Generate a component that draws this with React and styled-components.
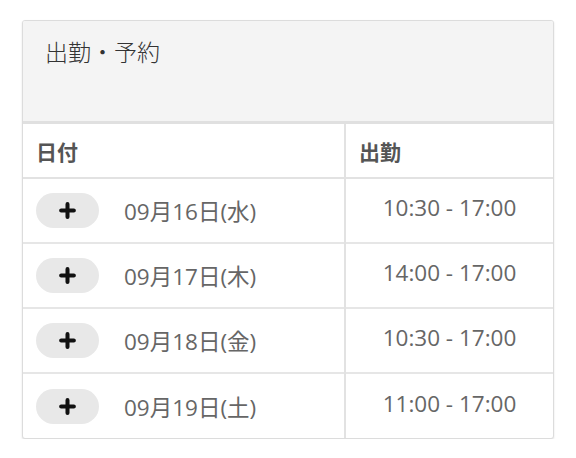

...

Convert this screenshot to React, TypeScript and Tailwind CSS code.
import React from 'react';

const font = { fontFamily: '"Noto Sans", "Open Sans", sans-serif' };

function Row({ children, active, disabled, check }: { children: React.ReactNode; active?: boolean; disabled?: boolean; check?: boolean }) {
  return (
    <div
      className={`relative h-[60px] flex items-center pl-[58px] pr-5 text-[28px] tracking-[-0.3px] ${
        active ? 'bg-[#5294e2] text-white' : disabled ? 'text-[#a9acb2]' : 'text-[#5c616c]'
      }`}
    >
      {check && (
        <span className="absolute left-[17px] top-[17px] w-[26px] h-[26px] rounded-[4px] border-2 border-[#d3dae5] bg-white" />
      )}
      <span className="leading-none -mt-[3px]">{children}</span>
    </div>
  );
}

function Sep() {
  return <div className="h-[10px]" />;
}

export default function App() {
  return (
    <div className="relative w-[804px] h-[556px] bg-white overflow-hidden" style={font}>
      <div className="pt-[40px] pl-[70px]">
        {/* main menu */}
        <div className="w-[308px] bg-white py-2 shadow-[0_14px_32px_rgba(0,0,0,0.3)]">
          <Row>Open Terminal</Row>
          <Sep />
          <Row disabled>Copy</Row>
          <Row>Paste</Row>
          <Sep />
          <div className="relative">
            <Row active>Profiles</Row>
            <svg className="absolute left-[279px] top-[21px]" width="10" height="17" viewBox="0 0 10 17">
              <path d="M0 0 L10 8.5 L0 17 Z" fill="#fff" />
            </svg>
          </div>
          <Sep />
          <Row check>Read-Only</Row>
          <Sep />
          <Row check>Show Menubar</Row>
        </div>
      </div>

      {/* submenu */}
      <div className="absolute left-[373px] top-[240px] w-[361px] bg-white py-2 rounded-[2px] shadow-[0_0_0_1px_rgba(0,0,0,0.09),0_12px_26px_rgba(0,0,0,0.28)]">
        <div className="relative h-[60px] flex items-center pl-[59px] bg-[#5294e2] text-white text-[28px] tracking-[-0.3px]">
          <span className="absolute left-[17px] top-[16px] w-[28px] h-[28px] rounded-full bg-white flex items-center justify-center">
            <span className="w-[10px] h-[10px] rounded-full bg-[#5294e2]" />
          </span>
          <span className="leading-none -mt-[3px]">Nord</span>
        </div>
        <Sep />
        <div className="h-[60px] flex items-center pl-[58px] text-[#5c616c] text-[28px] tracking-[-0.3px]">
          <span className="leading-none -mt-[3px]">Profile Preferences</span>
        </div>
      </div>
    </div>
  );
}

### Exercise directions
Locate the word "React" in the records above, and return each line that has it.

### Solved problem
Generate a component that draws this with React and styled-components.
Convert this screenshot to React, TypeScript and Tailwind CSS code.
import React from 'react';
function Row({ children, active, disabled, check }: { children: React.ReactNode; active?: boolean; disabled?: boolean; check?: boolean }) {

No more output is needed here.